A roseta e as pitangas

No finalzinho do inverno, lá na encosta ao lado do estádio do “Sport Club Sanga Funda”, quase no que poderia se chamar de arquibancada. Se descortinava um belíssimo gramado que se estendia até a borda do mato acima onde vicejavam pitangueiras, guabijuzeiros, ingazeiros e cerejeiras. Uma paisagem deveras atrativa para crianças que praticavam a coleta de frutos silvestres após o almoço diariamente.

No entanto um dos empecilhos naturais afora a subida íngreme se espalhava pelo chão junto a grama. Eram as rosetas, cientificamente conhecida como Soliva pterosperma, tem como características básicas, crescer nos gramados, produzir muitas flores a consequentemente muitas sementes que tem um pequeno espinho voltado para cima, mecanismo de difusão da espécie, que se prende a um pé descalço, por exemplo para ser espalhada.

Resumindo: depois do caminho para a roça que passava ao lado do campinho tinha um potreiro que terminava num pequeno capão de mato na divisa com os Schiavinato, que tinha uma boa variedade de árvores frutíferas nativas. No entanto para chegar lá, em especial na época de pitangas tinha que se passar pelo gramado infestado de rosetas. Isto tornava a coleta de pitangas um tanto difícil, em especial para as crianças que não tinham calçado. Eu nunca tive este problema naquele lugar, pois sempre que íamos lá era no domingo e neste dia a gente saía de chinelo ou alpargata. No entanto os primos e primas que ainda não iam na escola, pois os que iam para a escola já tinham chinelos, só conseguiam ir às pitangas arrastando os pés e isso só valia até as sementes amadurecerem porque depois, bem! Depois era um inferno. Milhares de minúsculos espinhos de cravavam na sola dos pês dando uma dor terrível e depois uma coceira, a menos que…
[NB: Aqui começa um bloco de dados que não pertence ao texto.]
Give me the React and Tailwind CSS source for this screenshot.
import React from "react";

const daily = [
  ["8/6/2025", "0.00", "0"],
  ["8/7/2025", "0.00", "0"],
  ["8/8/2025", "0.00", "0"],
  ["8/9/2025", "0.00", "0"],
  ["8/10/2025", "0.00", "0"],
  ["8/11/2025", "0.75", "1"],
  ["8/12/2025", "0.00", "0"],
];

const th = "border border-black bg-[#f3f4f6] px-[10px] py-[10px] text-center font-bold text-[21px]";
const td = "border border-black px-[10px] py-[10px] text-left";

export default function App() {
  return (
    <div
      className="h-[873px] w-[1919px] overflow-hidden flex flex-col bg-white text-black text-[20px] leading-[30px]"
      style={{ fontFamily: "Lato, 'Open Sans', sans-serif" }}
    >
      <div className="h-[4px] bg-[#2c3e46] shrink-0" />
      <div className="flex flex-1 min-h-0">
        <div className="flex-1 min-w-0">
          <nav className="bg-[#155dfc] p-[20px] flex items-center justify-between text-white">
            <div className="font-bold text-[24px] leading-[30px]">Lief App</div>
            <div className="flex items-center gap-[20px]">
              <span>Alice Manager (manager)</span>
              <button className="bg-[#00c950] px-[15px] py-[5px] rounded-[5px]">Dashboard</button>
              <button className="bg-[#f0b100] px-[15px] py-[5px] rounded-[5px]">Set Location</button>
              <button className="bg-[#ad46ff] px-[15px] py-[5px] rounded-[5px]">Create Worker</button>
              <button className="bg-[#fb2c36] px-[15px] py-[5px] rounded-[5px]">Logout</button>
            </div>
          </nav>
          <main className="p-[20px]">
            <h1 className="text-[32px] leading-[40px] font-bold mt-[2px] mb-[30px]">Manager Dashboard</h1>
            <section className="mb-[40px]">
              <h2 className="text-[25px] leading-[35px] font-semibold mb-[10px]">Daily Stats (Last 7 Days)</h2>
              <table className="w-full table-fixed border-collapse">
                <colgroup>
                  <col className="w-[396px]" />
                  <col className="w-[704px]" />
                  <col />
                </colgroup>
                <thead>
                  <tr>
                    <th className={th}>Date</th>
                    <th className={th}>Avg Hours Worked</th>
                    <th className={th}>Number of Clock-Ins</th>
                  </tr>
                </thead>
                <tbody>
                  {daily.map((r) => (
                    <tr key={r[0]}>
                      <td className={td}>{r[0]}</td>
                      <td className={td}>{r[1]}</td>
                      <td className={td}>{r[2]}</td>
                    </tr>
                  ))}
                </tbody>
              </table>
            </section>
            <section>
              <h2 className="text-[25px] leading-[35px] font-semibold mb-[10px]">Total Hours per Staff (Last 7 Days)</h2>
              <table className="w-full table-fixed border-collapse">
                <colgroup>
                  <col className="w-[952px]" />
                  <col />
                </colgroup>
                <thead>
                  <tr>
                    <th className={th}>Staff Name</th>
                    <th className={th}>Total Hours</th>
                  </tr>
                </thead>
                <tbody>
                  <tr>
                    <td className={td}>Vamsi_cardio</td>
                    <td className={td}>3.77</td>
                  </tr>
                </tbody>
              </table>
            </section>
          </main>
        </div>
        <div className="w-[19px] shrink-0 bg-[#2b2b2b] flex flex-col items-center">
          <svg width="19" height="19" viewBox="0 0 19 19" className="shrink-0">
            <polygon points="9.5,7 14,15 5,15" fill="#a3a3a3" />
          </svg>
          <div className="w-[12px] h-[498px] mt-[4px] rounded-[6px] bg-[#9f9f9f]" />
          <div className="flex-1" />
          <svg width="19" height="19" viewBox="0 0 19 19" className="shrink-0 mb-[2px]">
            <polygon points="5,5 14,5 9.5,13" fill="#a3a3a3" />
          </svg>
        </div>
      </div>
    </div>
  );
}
A menos que o pai e a mãe resolvam ir tirar uma sesta apos o almoço, aí a gente pega os chinelos deles, vai comer pitangas e depois volta a tempo de devolver os chinelos ao lado da cama antes eles acordarem. Esta tática funcionou normalmente por um bom tempo até que um dia o chinelo da mãe ficou brincando e atrasou…
– Dove zê e miei cinele? Gritou a dona Pierina.
Passados alguns minutos apareceu a filha muito sem jeito.
– Mãe, eu vi que as chinelas da senhora estavam sujas aí aproveitei para ir na fonte lavar…

Visita dos primos isto foi antes desta história. Logo que o tio Achiles veio de Nova Palma.

Essa foi a nossa realidade por muito tempo calçado era um luxo para poucos a gente ia se virando como podia e os calçados passavam de mão em mão, ou melhor de pé em pé, até não dar mais.

Lá em casa não tinha pitangueira, mas tinha o arvoredo que também tinha a dita plantinha aí a criatividade tinha que imperar. O mais comum era fazer as pernas de pau de taquara. Se cortava duas taquaras de mais ou menos um metro e meio e depois, acima do primeiro nó se faziam dois furos um de cada lado e se travessava um “caitcho”, um pauzinho capaz de suportar o peso da gente. deixando uma ponta pra fora de uns dez centímetros e depois era só subir neles e ir andando. Outra técnica era a de furar as bordas do fundo de uma latinha e atar uma corda. aí a gente subia nas latinhas e com as mãos segurava a corda pra latinha não cair do pé enquanto caminhávamos.